_GOAL_
Please retype the data in full and exactly; the pictures are not part of the copy.

_MATERIAL PROVIDED_
=====
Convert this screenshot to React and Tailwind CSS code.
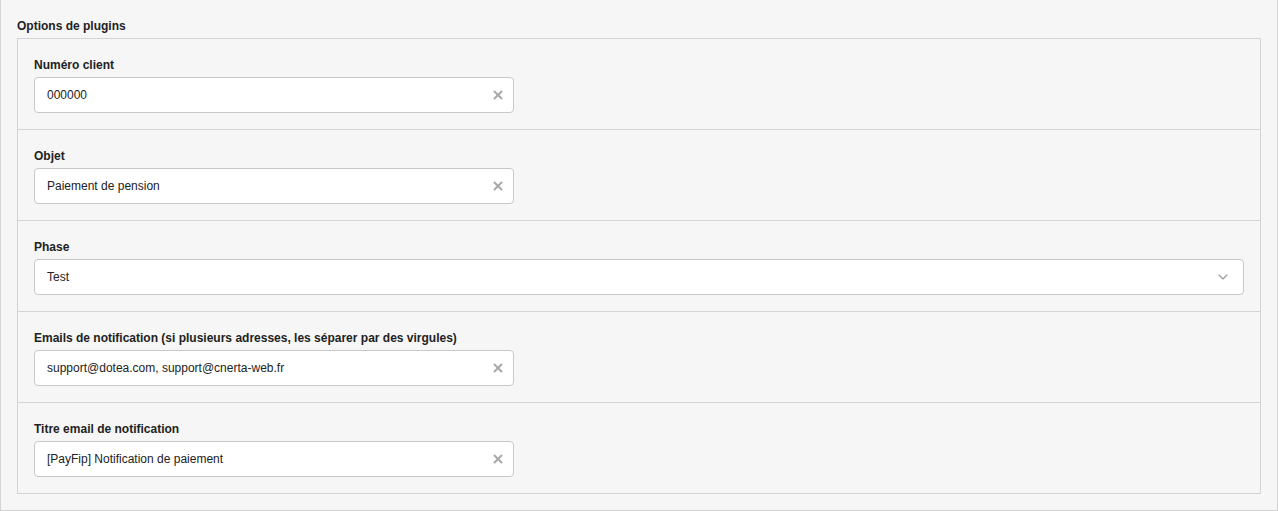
import React from 'react';
import { X, ChevronDown } from 'lucide-react';

const fields = [
  { label: 'Numéro client', value: '000000' },
  { label: 'Objet', value: 'Paiement de pension' },
  { label: 'Phase', value: 'Test', select: true },
  { label: 'Emails de notification (si plusieurs adresses, les séparer par des virgules)', value: 'support@dotea.com, support@cnerta-web.fr' },
  { label: 'Titre email de notification', value: '[PayFip] Notification de paiement' },
];

export default function App() {
  return (
    <div className="w-[1278px] h-[511px] bg-[#f6f6f6] font-['Liberation_Sans',Arial,sans-serif] text-[#222]">
      <div className="border-l border-r border-b border-[#d4d4d4] px-4 pt-[18px] pb-4">
        <h2 className="text-xs leading-4 font-bold mb-1">Options de plugins</h2>
        <div className="border border-[#d4d4d4]">
          {fields.map((f, i) => (
            <div key={f.label} className={`px-4 pt-[18px] pb-4 ${i < fields.length - 1 ? 'border-b border-[#d4d4d4]' : ''}`}>
              <label className="block text-xs leading-4 font-bold mb-1">{f.label}</label>
              <div className={`h-9 bg-white border border-[#c8c8c8] rounded flex items-center pl-3 ${f.select ? 'w-full pr-3' : 'w-[480px] pr-2'}`}>
                <span className="flex-1 text-xs">{f.value}</span>
                {f.select ? (
                  <ChevronDown className="w-4 h-4 text-[#999]" strokeWidth={1.75} />
                ) : (
                  <X className="w-3.5 h-3.5 text-[#aaa]" strokeWidth={3.5} />
                )}
              </div>
            </div>
          ))}
        </div>
      </div>
    </div>
  );
}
=====
_RESPONSE BELOW_
Convert this screenshot to React and Tailwind CSS code.
import React from 'react';
import { X, ChevronDown } from 'lucide-react';

const fields = [
  { label: 'Numéro client', value: '000000' },
  { label: 'Objet', value: 'Paiement de pension' },
  { label: 'Phase', value: 'Test', select: true },
  { label: 'Emails de notification (si plusieurs adresses, les séparer par des virgules)', value: 'support@dotea.com, support@cnerta-web.fr' },
  { label: 'Titre email de notification', value: '[PayFip] Notification de paiement' },
];

export default function App() {
  return (
    <div className="w-[1278px] h-[511px] bg-[#f6f6f6] font-['Liberation_Sans',Arial,sans-serif] text-[#222]">
      <div className="border-l border-r border-b border-[#d4d4d4] px-4 pt-[18px] pb-4">
        <h2 className="text-xs leading-4 font-bold mb-1">Options de plugins</h2>
        <div className="border border-[#d4d4d4]">
          {fields.map((f, i) => (
            <div key={f.label} className={`px-4 pt-[18px] pb-4 ${i < fields.length - 1 ? 'border-b border-[#d4d4d4]' : ''}`}>
              <label className="block text-xs leading-4 font-bold mb-1">{f.label}</label>
              <div className={`h-9 bg-white border border-[#c8c8c8] rounded flex items-center pl-3 ${f.select ? 'w-full pr-3' : 'w-[480px] pr-2'}`}>
                <span className="flex-1 text-xs">{f.value}</span>
                {f.select ? (
                  <ChevronDown className="w-4 h-4 text-[#999]" strokeWidth={1.75} />
                ) : (
                  <X className="w-3.5 h-3.5 text-[#aaa]" strokeWidth={3.5} />
                )}
              </div>
            </div>
          ))}
        </div>
      </div>
    </div>
  );
}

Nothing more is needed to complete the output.